Qu'est-ce qui a été le plus difficile à réaliser ?
La plupart du temps, j'ai un contact facile avec les locaux. Mais parfois, il est difficile de garder la distance journalistique. Avec beaucoup de protagonistes de mes histoires, je développe une amitié. Donc d'un côté c'est une bonne chose pour l'histoire d'être proche des gens, d'un autre côté il est difficile de rester neutre et de rappeler aux gens et à moi-même que je ne suis pas juste une amie, mais aussi une photojournaliste.
Girl, 6 years, in a boxing ring © Sandra Hoyn / laif
Girl, 6 years, after she has won a boxing match © Sandra Hoyn / laif
Qu'est-ce qui vous a le plus surpris ?
J'ai été surprise par le jeune âge des enfants. Mais en Thailande ces enfants boxeurs ne sont pas inhabituels. C'est commun pour des enfants de commencer la boxe à l'âge de 6 ou 7 ans. Ils appartiennent à des familles pauvres, beaucoup de boxeurs espèrent que la boxe thaï sera un moyen de sortir de la pauvreté. Pour cela les parents envoient leurs enfants réaliser des entraînements professionnels dès leur plus jeune âge. Chacun de ces enfants boxeurs cherchera à être récompensé par la gloire ou l'argent. Le moindre boxeur idéalisera le fait d'être champion de boxe et de gagner beaucoup d'argent en tant que boxeur professionnel. D'habitude, vers le milieu de leurs vingts ans, leur carrière s'achève et les boxeurs de Muay Thai se retirent.
Pourquoi avez-vous décidé de faire ce reportage exclusivement en noir et blanc ?
Normalement, je préfère les photos en couleurs, elles sont plus faciles à réaliser. Prises séparément, les images de la série sont plus réussies en couleur, mais le noir et blanc donne une homogénéité à la série, car l'environnement coloré distrait des expressions faciales des enfants.
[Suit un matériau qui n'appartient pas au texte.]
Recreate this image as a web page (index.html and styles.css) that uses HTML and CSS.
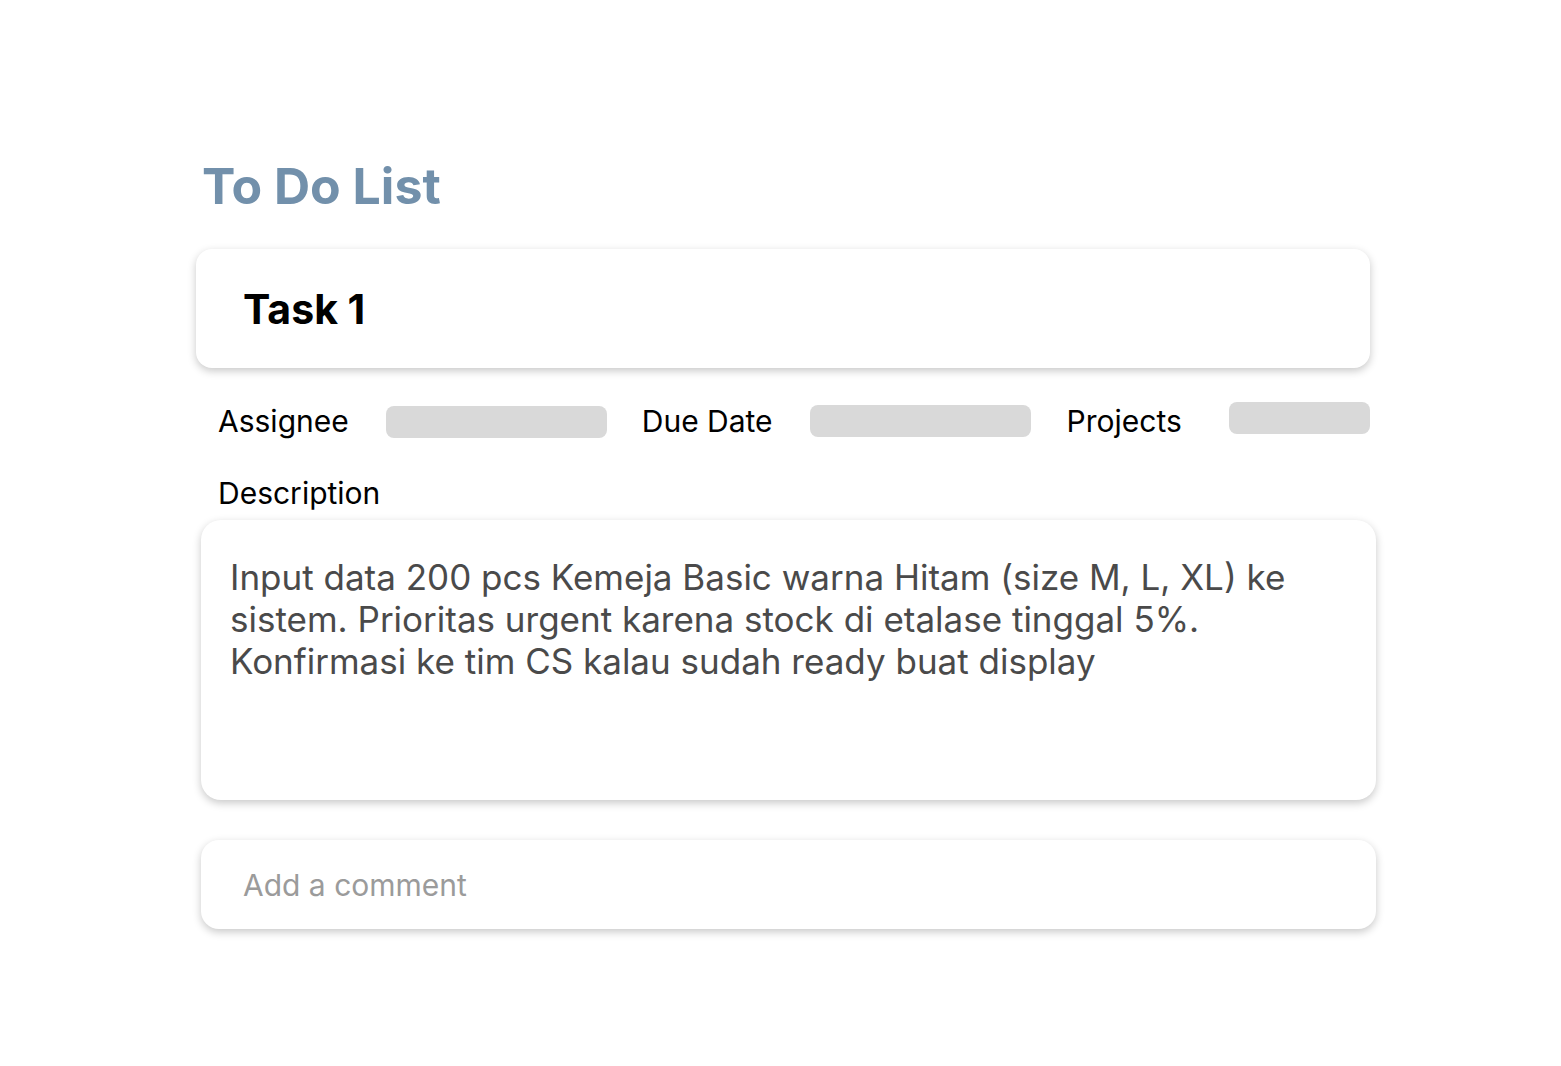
FILE: index.html
```html
<!DOCTYPE html>
<html>
<head>
<meta charset="utf-8">
<link rel="stylesheet" href="styles.css">
</head>
<body>
<main class="page">
  <h1 class="title">To Do List</h1>
  <section class="task-card">
    <h2 class="task-name">Task 1</h2>
  </section>
  <div class="meta-row">
    <span class="meta-label">Assignee</span>
    <span class="meta-bar bar-assignee"></span>
    <span class="meta-label label-due">Due Date</span>
    <span class="meta-bar bar-due"></span>
    <span class="meta-label label-projects">Projects</span>
    <span class="meta-bar bar-projects"></span>
  </div>
  <div class="desc-label">Description</div>
  <section class="desc-card">
    <p class="desc-text">Input data 200 pcs Kemeja Basic warna Hitam (size M, L, XL) ke sistem. Prioritas urgent karena stock di etalase tinggal 5%. Konfirmasi ke tim CS kalau sudah ready buat display</p>
  </section>
  <section class="comment-card">
    <span class="comment-placeholder">Add a comment</span>
  </section>
</main>
</body>
</html>
```

FILE: styles.css
```css
* { box-sizing: border-box; }
html, body {
  margin: 0;
  padding: 0;
  background: #ffffff;
}
body {
  font-family: Inter, "Noto Sans", "Liberation Sans", sans-serif;
  color: #000;
  min-height: 1066px;
}
.page {
  width: 1561px;
  padding: 0 185px 120px 196px;
}
.title {
  margin: 0;
  padding-top: 156px;
  padding-left: 6px;
  font-size: 50px;
  line-height: 60px;
  font-weight: 700;
  color: #7290ab;
}
.task-card {
  margin-top: 33px;
  width: 1174px;
  height: 119px;
  background: #fff;
  border-radius: 16px;
  box-shadow: 0 3px 8px rgba(0,0,0,0.22);
  display: flex;
  align-items: center;
  padding-left: 47px;
}
.task-name {
  margin: 0;
  font-size: 41px;
  font-weight: 700;
}
.meta-row {
  display: flex;
  align-items: flex-start;
  width: 1174px;
  margin-top: 35px;
  padding-left: 22px;
  height: 44px;
}
.meta-label {
  font-size: 30px;
  line-height: 36px;
  font-weight: 400;
}
.meta-bar {
  display: block;
  width: 221px;
  height: 32px;
  background: #d9d9d9;
  border-radius: 8px;
}
.bar-assignee { margin-left: 37px; margin-top: 3px; }
.label-due { margin-left: 35px; }
.bar-due { margin-left: 37px; margin-top: 2px; }
.label-projects { margin-left: 36px; }
.bar-projects { margin-left: auto; width: 141px; margin-top: -1px; }
.desc-label {
  margin-top: 28px;
  padding-left: 22px;
  font-size: 30px;
  line-height: 36px;
}
.desc-card {
  margin-top: 9px;
  margin-left: 5px;
  width: 1175px;
  height: 280px;
  background: #fff;
  border-radius: 20px;
  box-shadow: 0 3px 8px rgba(0,0,0,0.22);
  padding: 36px 40px 0 29px;
}
.desc-text {
  margin: 0;
  font-size: 35px;
  line-height: 42px;
  color: #4a4a4a;
}
.comment-card {
  margin-top: 40px;
  margin-left: 5px;
  width: 1175px;
  height: 89px;
  background: #fff;
  border-radius: 18px;
  box-shadow: 0 3px 8px rgba(0,0,0,0.22);
  display: flex;
  align-items: center;
  padding-left: 42px;
}
.comment-placeholder {
  font-size: 30px;
  color: #9b9b9b;
}
```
The coach binds a boy the boxing gloves © Sandra Hoyn / laif
A boy is making exercise. In the front the trainer is drinking whiskey with his friends and the father of the boy © Sandra Hoyn / laif
Avez-vous des projets à venir ?
Je suis allée de décembre 2012 à janvier 2013 en Thaïlande et Cambodge. Là-bas, j'ai travaillé sur un photoreportage sur le trafic d'êtres humains. Lors de mes voyages en Asie j'ai rencontré beaucoup de gens qui vivaient dans ces conditions, c'est pourquoi j'ai commencé ce documentaire. La prochaine étape sera de montrer que le trafic d'êtres humains n'est pas un problème du continent asiatique, mais un problème global. L'achat et la vente d'êtres humains est un business criminel qui s'accroît dans le monde. Je vais continuer ce sujet en Europe.